As an actor, Williamson is not versatile, but he shouldn’t be. He comes into each film with a conservative, patriarchal attitude. His line delivery is wooden, his movies are boys clubs, and he’s transparently obsessed with his image to the point that he’s more brand manager than artist. Yet, that’s also his greatest strength: In the cottage industry of cult cinema and bargain bin DVD multipacks, The Hammer has persisted as a legend. But today, he feels fossilized.

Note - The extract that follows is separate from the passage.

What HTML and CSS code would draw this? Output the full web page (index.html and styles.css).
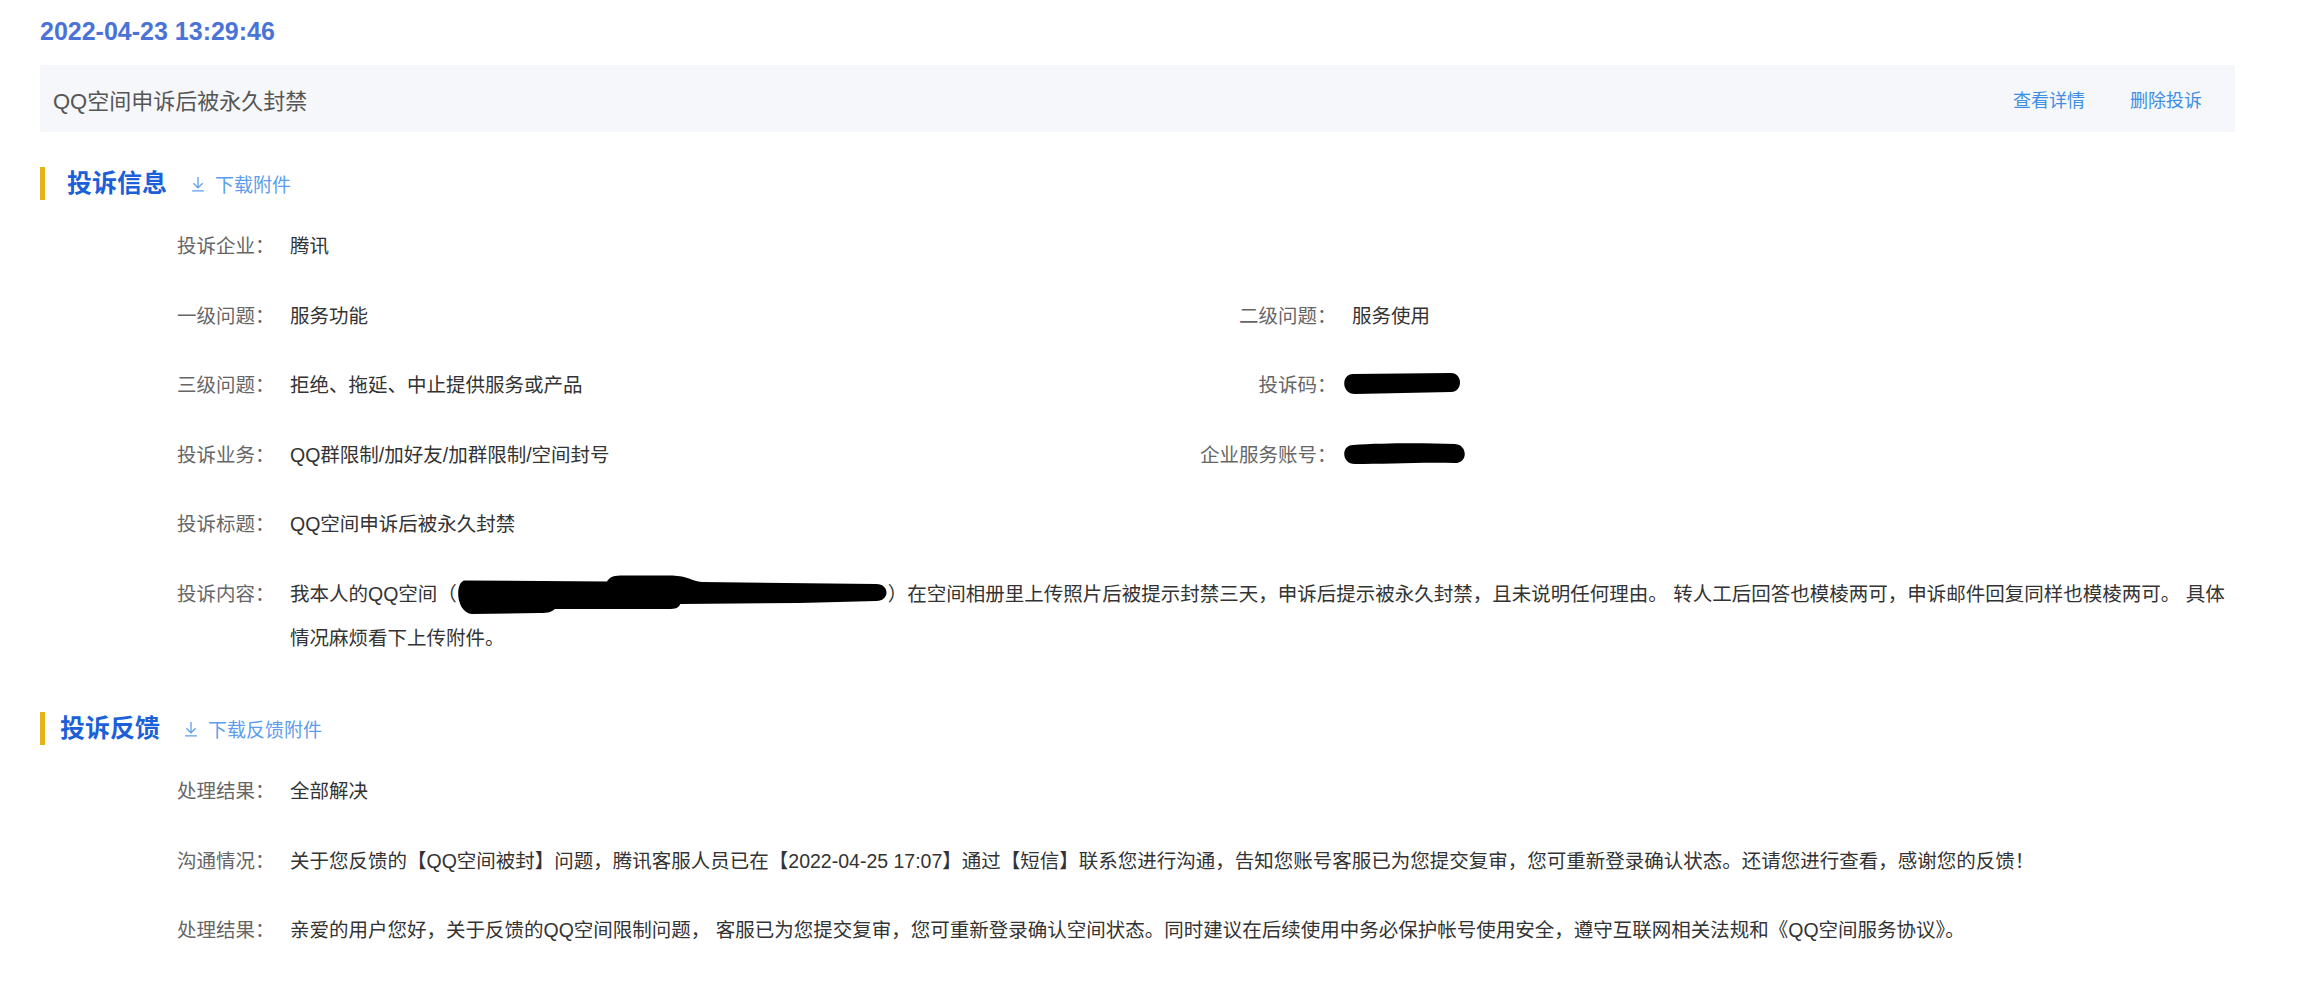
FILE: index.html
```html
<!DOCTYPE html>
<html lang="zh-CN">
<head>
<meta charset="utf-8">
<title>投诉详情</title>
<link rel="stylesheet" href="styles.css">
</head>
<body>
<div class="page">
  <div class="date">2022-04-23 13:29:46</div>

  <div class="title-bar">
    <span class="title">QQ空间申诉后被永久封禁</span>
    <div class="actions">
      <a class="action" href="#">查看详情</a>
      <a class="action" href="#">删除投诉</a>
    </div>
  </div>

  <section class="section section--info">
    <div class="sec-head sec-head--wide">
      <h2 class="sec-title">投诉信息</h2>
      <a class="dl" href="#"><svg class="dl-icon" viewBox="0 0 13 15" width="14" height="16"><path d="M6.5 1V11M2.2 6.8L6.5 11.1L10.8 6.8M1 14H12" fill="none" stroke="currentColor" stroke-width="1.2"/></svg>下载附件</a>
    </div>
    <div class="fields">
      <div class="field field--full"><span class="label">投诉企业：</span><span class="value">腾讯</span></div>
      <div class="field"><span class="label">一级问题：</span><span class="value">服务功能</span></div>
      <div class="field"><span class="label">二级问题：</span><span class="value">服务使用</span></div>
      <div class="field"><span class="label">三级问题：</span><span class="value">拒绝、拖延、中止提供服务或产品</span></div>
      <div class="field"><span class="label">投诉码：</span><span class="value"><svg class="mask mask--code" viewBox="0 0 120 44" width="120" height="44"><path d="M10 11L108 10C120 10 120 29 108 29L12 31C-2 31 -2 11 10 11Z"/></svg></span></div>
      <div class="field"><span class="label">投诉业务：</span><span class="value">QQ群限制/加好友/加群限制/空间封号</span></div>
      <div class="field"><span class="label">企业服务账号：</span><span class="value"><svg class="mask mask--code" viewBox="0 0 124 44" width="124" height="44"><path d="M10 12C40 10 80 10 112 11C125 12 125 30 112 30C80 29 40 31 12 31C-2 31 -2 12 10 12Z"/></svg></span></div>
      <div class="field field--full"><span class="label">投诉标题：</span><span class="value">QQ空间申诉后被永久封禁</span></div>
      <div class="field field--full"><span class="label">投诉内容：</span><span class="value">我本人的QQ空间（<svg class="mask mask--long" viewBox="0 0 440 44" width="431" height="44" preserveAspectRatio="none"><path d="M8 8.5L153 9.5C157 4 160 3.5 170 3.5L220 3.5C235 4 240 9 250 10L428 12C442 12 442 29 428 29L350 31L228 32C226 36 224 37 215 37L100 37C96 40 94 41 85 41L15 42C-2 40 -2 9 8 8.5Z"/></svg>）在空间相册里上传照片后被提示封禁三天，申诉后提示被永久封禁，且未说明任何理由。 转人工后回答也模棱两可，申诉邮件回复同样也模棱两可。 具体情况麻烦看下上传附件。</span></div>
    </div>
  </section>

  <section class="section section--feedback">
    <div class="sec-head sec-head--narrow">
      <h2 class="sec-title">投诉反馈</h2>
      <a class="dl" href="#"><svg class="dl-icon" viewBox="0 0 13 15" width="14" height="16"><path d="M6.5 1V11M2.2 6.8L6.5 11.1L10.8 6.8M1 14H12" fill="none" stroke="currentColor" stroke-width="1.2"/></svg>下载反馈附件</a>
    </div>
    <div class="fields">
      <div class="field field--full"><span class="label">处理结果：</span><span class="value">全部解决</span></div>
      <div class="field field--full"><span class="label">沟通情况：</span><span class="value">关于您反馈的【QQ空间被封】问题，腾讯客服人员已在【2022-04-25 17:07】通过【短信】联系您进行沟通，告知您账号客服已为您提交复审，您可重新登录确认状态。还请您进行查看，感谢您的反馈！</span></div>
      <div class="field field--full"><span class="label">处理结果：</span><span class="value">亲爱的用户您好，关于反馈的QQ空间限制问题， 客服已为您提交复审，您可重新登录确认空间状态。同时建议在后续使用中务必保护帐号使用安全，遵守互联网相关法规和《QQ空间服务协议》。</span></div>
    </div>
  </section>
</div>
</body>
</html>
```

FILE: styles.css
```css
html, body {
  margin: 0;
  padding: 0;
  background: #ffffff;
}

body {
  font-family: "Liberation Sans", "Noto Sans CJK SC", sans-serif;
  color: #333333;
}

.page {
  padding: 0 81px 0 40px;
}

.date {
  padding-top: 16px;
  line-height: 30px;
  font-size: 25px;
  font-weight: bold;
  color: #4a73d8;
}

.title-bar {
  margin-top: 19px;
  height: 67px;
  background: #f5f7fa;
  display: flex;
  align-items: center;
  justify-content: space-between;
  padding: 0 33px 0 13px;
}

.title {
  font-size: 22px;
  color: #555555;
}

.actions {
  display: flex;
  gap: 45px;
}

.action {
  font-size: 18px;
  color: #3d8ee5;
  text-decoration: none;
}

.section--info {
  margin-top: 35px;
}

.section--feedback {
  margin-top: 52.5px;
}

.sec-head {
  display: flex;
  align-items: center;
  height: 33px;
  border-left: 5px solid #e3b41b;
}

.sec-head--wide {
  padding-left: 22px;
}

.sec-head--narrow {
  padding-left: 15px;
}

.sec-title {
  margin: 0;
  font-size: 25px;
  font-weight: bold;
  color: #1b5fd9;
  line-height: 33px;
}

.dl {
  display: flex;
  align-items: center;
  margin-left: 24px;
  font-size: 19px;
  color: #5c9ded;
  text-decoration: none;
}

.dl-icon {
  margin-right: 10px;
}

.fields {
  margin-top: 24px;
  padding-left: 84.5px;
  display: grid;
  grid-template-columns: 1062px 1fr;
  row-gap: 25.5px;
  font-size: 19.5px;
}

.field {
  display: flex;
  line-height: 44px;
}

.field--full {
  grid-column: 1 / -1;
}

.label {
  flex: none;
  width: 150px;
  text-align: right;
  color: #666666;
}

.value {
  flex: 1;
  min-width: 0;
  margin-left: 15.5px;
  color: #333333;
}

.mask {
  vertical-align: top;
  fill: #000000;
}

.mask--code {
  margin-left: -9px;
}
```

Watching Williamson’s films, both those he starred in and directed, it’s impossible to ignore the blatant sexism. Women are rarely given autonomy, are frequent victims, and Williamson shows no qualms about hitting a woman if she’s the villain (or if he’s the villain). It should be evident from the phrasing of his third rule — “I get the girl, if I want her.” The women have no say, they’re set dressing for The Hammer, easily dismissed if the plot doesn’t call for it. And this isn’t a matter of “it was a different time,” it was wrong then and it’s wrong now, it’s just much harder to ignore. On top of that Williamson’s sense of masculinity is, much like his contemporaries, based purely on brawn. His idea of a role model is a guy who wins fights, who’s strong. It’s no wonder he endorsed Donald Trump in 2016, and he’s even a member of Trump’s Mar-a-Lago club/resort.
But it’s also why he works in a film like VFW. Begos’ movie is itself somewhat reactionary, longing for the synth-driven ’80s horror/action of his youth, full of pastiche about American military valor contrasted with the street trash that conservative media constantly tells us is ruining our cities. It’s abhorrent, yet visceral and vivid, and what action cinema isn’t a little reactionary? The lizard brain in us all just wants to see some blood, and The Hammer knows that well. It’s how he’s built a thriving personal business: On giving people what they want again and again and again.
As it stands he doesn’t seem intent on slowing down anytime soon. At 81, he’s currently working on seven acting roles and has announced a new directorial effort called The Last Hit Man. If VFW manages to break out, perhaps it could win Williamson a few more high profile roles before he hangs it up. But that probably doesn’t matter much to him, he’s never stopped working since he got into this game and he’s made the same type of movie year after year. Why stop now?